By |Published On: January 21st, 2017|0 Comments on Langkah Pertama adalah Langkah Emas|Views: 507|

Seburuk apapun hasil dari pijakan pertama, ia tetaplah yang terbaik, karena pijakan-pijakan selanjutnya—anggaplah anak tangga—tidak akan pernah terwujud tanpa ada pijakan yang pertama tadi. Belajar dari hasil buruk sebelumnya—dengan tetap mempertahankan yang baik—maka pada langkah-langkah selanjutnya selalu akan memperoleh keberhasilan yang gemilang. Pada saat itulah, karena dibutakan oleh keberhasilan saat ini, sejarah masa lalu kerap menjadi angin lalu.

Terlupakan seperti itu memang kerap terjadi, dan seolah-olah menjadi hal yang lumrah. Kegemilangan yang ada di depan mata semakin menutupi masa lalu dengan bayang-bayangnya sendiri. Untuk mengingat kembali masa lalu yang “gemilang” dulu maka harus ada tragedi, yakni keterpurukan.

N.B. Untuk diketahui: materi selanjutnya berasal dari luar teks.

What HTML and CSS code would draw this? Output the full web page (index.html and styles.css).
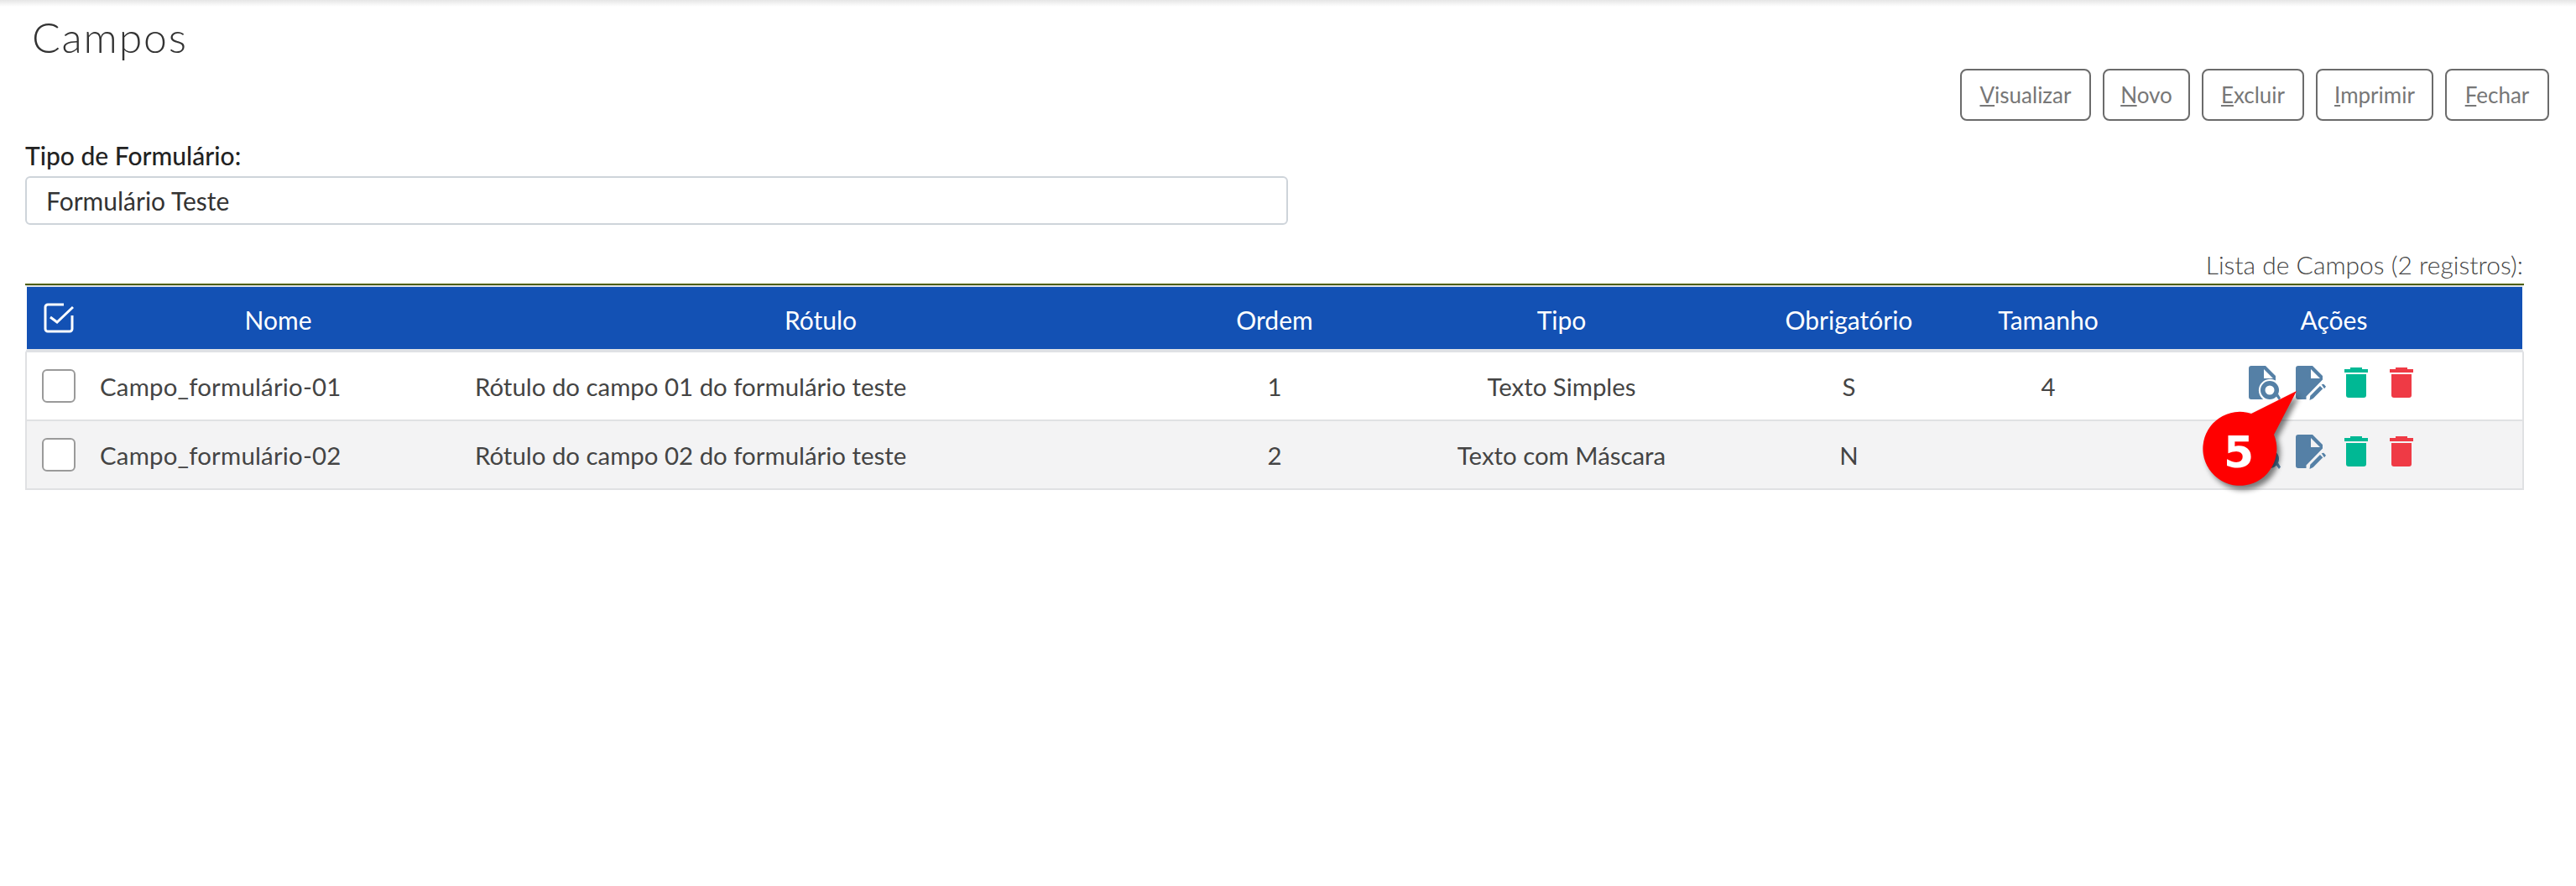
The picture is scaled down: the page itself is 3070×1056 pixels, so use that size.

Manusia selalu membutuhkan tragedi untuk belajar, menghargai masa silam, dan memegang rambu-rambu ke mana arah akan dituju. Karena ini sebuah tragedi maka ia tidak perlu muncul setiap waktu. Ada waktu-waktu emasnya tersendiri ia akan muncul. Begitu juga sebuah keberhasilan. Ya, ibarat pelangi yang muncul pada saat-saat tertentu saja.

Sebagian dari kita pun kerap terjebak oleh masa lalu, sehingga untuk melangkah pada anak tangga berikutnya terasa menakutkan. Takut seolah-olah akan terperosok kembali menginjak lantai dasar. Sikap paranoid inipun kemudian bisa menyebabkan orang lain tidak mampu melangkah ke anak tangga berikutnya karena beban bayangan masa silam yang memberatkan.

Tapi juga sebagian dari kita terjerembab oleh angan-angan sehingga sejarah hanyalah sejarah. Padahal pelajaran di dalamnya sangatlah berharga. Melupakan sejarah sama halnya dengan jalan di tempat. Hanya kekiniannya saja yang berbeda. Padahal secara kasat mata semua justru selalu selalu memulai dari awal.

Menjadi bijaksana tidaklah mudah. Meletakkan cermin supaya bisa melihat yang di belakang, tapi tidak cukup besar sehingga pandangannya ke depan tidak terhalangi. Membanting stir ke kiri atau ke kanan untuk menghindari lubang, meskipun penumpang bergemuruh tapi ia telah menyelamatkan. Bukan asal banting kiri-kanan yang justru menjerumuskan.

Meletakkan angan-angan tetap di depan, seperti mercusuar yang memberitahu arah para nelayan ke mana arah pulang. Bukannya buru-buru berpulang mendekat ke arah mercusuar tapi lupa kalau jala tidak menangkap ikan.

Maka “saat sekarang”lah yang mesti menjadi perhatian. Karena datangnya waktu berarti datangnya kewajiban. Tidak mungkin kita melaksanakan shalat Dhuhur sedangkan bayang-bayang masih condong ke barat.

Jadi, dari pada berjalan di tempat apa salahnya kalau sesekali memandang ke belakang. Dari pada berjalan di tempat apa salahnya kalau memberi view yang lebar untuk memandang ke depan. Meskipun masa lalu sangat menyakitkan dan cita-cita sangat merindukan. Meskipun masa lalu sangat membahagiakan dan cita-cita belum tentu bisa dipastikan.